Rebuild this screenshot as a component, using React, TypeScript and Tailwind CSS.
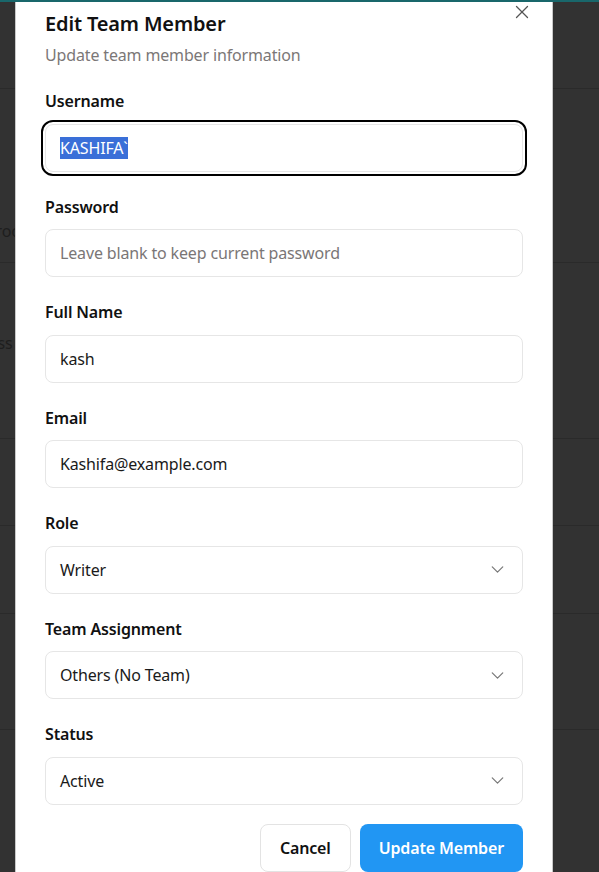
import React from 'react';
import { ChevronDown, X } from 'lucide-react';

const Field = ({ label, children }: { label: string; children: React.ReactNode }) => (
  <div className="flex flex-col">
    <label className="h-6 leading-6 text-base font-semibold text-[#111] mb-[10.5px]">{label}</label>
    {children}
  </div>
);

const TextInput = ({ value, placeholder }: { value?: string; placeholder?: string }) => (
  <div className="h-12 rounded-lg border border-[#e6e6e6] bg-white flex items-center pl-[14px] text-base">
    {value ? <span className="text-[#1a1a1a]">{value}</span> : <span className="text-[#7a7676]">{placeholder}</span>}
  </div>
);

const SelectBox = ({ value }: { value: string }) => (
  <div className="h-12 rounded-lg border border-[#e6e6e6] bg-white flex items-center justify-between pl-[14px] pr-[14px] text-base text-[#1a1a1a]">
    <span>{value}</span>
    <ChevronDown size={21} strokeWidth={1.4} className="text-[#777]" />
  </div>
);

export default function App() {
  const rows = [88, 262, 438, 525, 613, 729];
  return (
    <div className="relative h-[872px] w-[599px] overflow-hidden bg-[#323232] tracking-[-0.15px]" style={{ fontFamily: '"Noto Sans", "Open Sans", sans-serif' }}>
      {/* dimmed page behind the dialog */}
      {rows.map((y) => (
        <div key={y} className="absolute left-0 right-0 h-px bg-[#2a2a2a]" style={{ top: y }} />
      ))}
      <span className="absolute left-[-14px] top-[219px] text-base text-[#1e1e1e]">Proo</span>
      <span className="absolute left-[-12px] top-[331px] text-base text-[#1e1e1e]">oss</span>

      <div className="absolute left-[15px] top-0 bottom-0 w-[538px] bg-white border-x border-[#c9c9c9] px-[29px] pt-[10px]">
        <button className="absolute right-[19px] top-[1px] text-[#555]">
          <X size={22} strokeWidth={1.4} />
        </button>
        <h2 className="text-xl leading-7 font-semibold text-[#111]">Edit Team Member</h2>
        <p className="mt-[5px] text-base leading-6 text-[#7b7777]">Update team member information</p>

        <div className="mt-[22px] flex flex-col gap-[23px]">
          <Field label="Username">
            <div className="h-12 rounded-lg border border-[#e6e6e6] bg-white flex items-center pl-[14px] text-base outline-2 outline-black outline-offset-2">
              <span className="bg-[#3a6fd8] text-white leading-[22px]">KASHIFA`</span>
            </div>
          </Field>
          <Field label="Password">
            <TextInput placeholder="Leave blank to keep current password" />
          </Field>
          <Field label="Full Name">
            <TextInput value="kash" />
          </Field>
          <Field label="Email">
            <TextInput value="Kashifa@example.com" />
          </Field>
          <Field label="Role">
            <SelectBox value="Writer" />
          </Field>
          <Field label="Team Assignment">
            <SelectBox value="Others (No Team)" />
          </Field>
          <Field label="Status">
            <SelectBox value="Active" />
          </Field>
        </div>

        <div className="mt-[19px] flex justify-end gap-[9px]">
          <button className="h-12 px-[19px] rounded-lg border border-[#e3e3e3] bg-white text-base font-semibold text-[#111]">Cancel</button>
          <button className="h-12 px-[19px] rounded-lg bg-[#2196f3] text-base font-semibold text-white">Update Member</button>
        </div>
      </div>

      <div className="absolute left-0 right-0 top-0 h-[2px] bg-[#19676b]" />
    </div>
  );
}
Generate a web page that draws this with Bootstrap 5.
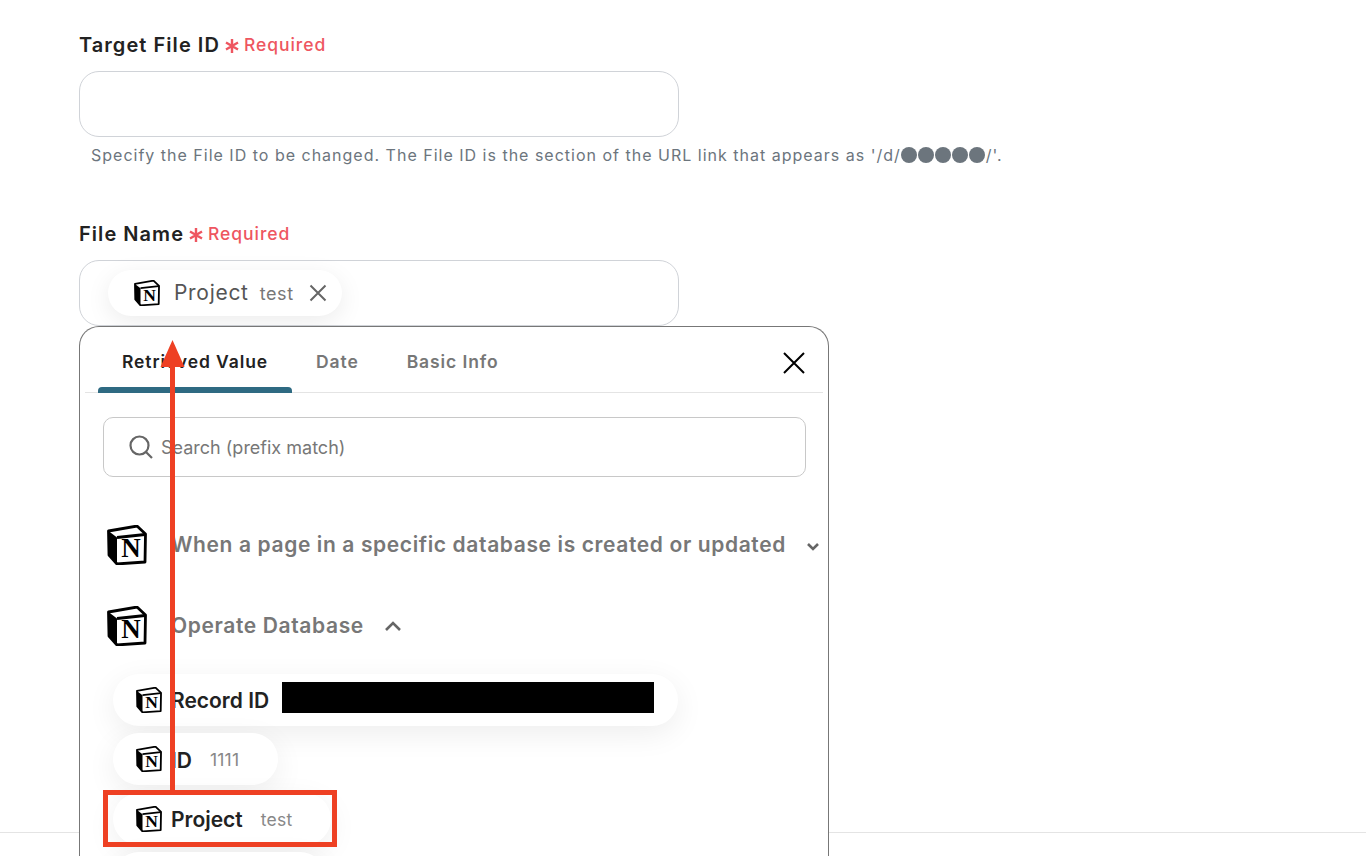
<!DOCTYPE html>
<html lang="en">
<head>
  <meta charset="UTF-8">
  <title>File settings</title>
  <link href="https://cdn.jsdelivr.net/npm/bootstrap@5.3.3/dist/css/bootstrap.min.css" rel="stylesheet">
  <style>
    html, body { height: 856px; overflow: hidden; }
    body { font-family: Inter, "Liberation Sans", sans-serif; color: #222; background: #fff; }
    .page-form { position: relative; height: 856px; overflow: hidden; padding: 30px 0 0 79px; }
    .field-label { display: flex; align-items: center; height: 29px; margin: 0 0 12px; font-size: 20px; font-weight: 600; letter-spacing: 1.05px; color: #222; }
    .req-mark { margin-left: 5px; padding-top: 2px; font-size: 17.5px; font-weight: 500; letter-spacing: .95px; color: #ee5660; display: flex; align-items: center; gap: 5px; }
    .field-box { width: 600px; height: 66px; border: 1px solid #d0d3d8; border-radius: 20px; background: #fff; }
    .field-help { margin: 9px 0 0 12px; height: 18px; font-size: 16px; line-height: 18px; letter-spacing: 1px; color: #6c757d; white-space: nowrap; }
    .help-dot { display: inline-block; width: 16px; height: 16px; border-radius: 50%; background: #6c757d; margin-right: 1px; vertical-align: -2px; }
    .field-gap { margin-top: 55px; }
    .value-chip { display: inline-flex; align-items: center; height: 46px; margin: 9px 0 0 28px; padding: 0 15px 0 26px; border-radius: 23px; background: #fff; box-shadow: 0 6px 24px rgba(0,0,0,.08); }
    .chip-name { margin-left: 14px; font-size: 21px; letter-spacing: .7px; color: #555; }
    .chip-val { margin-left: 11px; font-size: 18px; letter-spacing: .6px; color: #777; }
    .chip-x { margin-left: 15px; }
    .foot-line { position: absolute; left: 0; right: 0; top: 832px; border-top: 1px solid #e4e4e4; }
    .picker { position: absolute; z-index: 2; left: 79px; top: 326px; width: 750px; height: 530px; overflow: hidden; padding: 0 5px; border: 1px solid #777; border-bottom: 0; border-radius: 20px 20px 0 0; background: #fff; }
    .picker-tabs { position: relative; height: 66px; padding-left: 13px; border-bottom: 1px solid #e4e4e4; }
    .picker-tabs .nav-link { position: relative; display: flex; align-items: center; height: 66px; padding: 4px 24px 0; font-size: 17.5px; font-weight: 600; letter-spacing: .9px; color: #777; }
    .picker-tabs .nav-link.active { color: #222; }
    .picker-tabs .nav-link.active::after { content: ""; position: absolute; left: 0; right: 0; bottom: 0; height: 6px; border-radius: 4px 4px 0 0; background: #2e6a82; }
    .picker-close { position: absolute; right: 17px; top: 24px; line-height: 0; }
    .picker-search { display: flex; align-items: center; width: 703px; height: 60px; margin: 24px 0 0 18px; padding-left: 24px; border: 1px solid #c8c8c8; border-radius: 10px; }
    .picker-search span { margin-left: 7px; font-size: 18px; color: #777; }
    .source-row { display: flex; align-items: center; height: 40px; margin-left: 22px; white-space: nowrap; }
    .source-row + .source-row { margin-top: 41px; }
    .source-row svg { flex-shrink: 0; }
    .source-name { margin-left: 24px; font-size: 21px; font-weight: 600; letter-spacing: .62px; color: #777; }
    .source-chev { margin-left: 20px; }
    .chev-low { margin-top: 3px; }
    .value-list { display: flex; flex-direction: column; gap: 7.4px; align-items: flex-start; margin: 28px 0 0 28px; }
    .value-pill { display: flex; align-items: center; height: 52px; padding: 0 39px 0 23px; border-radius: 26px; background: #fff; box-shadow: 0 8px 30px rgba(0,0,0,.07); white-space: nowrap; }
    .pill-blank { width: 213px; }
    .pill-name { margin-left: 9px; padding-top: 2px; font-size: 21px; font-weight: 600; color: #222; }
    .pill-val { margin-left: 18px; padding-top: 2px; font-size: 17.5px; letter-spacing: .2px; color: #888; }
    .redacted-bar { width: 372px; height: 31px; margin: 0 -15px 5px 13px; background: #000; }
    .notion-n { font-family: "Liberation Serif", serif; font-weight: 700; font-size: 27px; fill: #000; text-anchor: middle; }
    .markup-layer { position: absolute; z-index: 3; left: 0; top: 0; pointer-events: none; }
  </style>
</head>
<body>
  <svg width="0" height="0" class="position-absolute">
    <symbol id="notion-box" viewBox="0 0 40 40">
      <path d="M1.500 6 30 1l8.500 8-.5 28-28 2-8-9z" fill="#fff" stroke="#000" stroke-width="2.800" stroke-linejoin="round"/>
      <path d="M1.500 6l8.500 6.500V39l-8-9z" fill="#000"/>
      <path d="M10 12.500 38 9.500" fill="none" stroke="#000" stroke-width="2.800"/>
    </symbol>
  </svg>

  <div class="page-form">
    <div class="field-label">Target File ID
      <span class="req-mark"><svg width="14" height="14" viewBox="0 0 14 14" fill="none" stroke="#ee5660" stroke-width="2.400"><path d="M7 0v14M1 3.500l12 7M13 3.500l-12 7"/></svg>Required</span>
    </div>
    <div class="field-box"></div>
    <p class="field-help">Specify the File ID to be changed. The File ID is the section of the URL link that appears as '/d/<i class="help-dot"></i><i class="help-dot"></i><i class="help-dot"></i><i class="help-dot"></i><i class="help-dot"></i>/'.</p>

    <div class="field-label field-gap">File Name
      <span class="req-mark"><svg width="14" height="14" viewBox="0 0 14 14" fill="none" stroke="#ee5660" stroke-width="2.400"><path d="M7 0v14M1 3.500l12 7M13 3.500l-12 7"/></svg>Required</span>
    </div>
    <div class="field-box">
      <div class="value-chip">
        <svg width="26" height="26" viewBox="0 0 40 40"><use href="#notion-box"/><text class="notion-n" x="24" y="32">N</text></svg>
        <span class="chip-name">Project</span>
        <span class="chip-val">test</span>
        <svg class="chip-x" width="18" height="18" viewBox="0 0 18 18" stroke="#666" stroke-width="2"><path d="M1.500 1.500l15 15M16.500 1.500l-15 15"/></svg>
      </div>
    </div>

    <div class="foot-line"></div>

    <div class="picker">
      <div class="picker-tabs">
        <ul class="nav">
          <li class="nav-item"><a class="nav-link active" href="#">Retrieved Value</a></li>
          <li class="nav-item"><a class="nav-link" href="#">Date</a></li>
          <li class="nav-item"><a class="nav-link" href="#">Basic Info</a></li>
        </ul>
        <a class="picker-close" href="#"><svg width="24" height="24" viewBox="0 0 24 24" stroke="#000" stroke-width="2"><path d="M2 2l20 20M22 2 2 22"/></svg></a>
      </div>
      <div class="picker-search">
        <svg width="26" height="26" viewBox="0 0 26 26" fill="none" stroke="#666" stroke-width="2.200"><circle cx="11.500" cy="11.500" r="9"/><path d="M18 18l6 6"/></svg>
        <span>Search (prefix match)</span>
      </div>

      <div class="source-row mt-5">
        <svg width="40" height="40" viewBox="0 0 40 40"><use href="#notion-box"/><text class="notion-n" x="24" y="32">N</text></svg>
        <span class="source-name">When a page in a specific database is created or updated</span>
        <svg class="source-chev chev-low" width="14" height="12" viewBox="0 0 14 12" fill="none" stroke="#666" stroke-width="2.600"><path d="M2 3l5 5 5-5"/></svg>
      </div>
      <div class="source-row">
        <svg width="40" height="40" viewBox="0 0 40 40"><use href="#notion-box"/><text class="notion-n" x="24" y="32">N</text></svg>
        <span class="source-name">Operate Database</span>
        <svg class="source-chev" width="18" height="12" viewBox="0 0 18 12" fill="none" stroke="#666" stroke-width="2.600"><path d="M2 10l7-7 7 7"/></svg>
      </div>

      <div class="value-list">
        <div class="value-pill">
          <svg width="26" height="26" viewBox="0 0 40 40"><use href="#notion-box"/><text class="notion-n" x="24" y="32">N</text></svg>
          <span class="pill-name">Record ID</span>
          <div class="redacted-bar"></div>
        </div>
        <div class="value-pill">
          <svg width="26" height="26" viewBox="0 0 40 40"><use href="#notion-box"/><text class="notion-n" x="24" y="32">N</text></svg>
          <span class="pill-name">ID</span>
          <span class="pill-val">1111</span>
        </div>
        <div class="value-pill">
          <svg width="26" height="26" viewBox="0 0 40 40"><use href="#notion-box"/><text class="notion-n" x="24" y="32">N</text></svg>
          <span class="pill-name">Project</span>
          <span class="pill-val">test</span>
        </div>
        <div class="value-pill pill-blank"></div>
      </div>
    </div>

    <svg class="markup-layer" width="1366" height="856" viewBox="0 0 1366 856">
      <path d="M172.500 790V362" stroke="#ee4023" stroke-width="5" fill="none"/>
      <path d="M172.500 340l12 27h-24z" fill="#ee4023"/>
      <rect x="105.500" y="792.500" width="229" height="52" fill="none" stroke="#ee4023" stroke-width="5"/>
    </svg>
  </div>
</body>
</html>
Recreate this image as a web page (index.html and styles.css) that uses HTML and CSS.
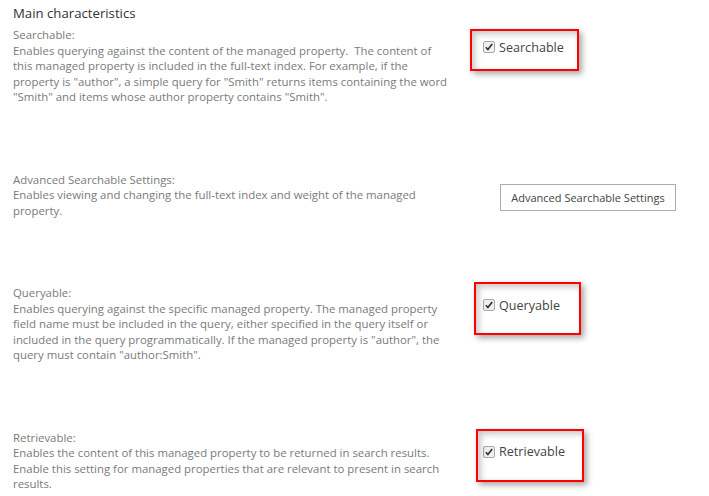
---+---
EXERCISE BRIEF
Among the lines above, count those containing the word "this" and give nothing but the result.

RESPONSE TO THE TASK
3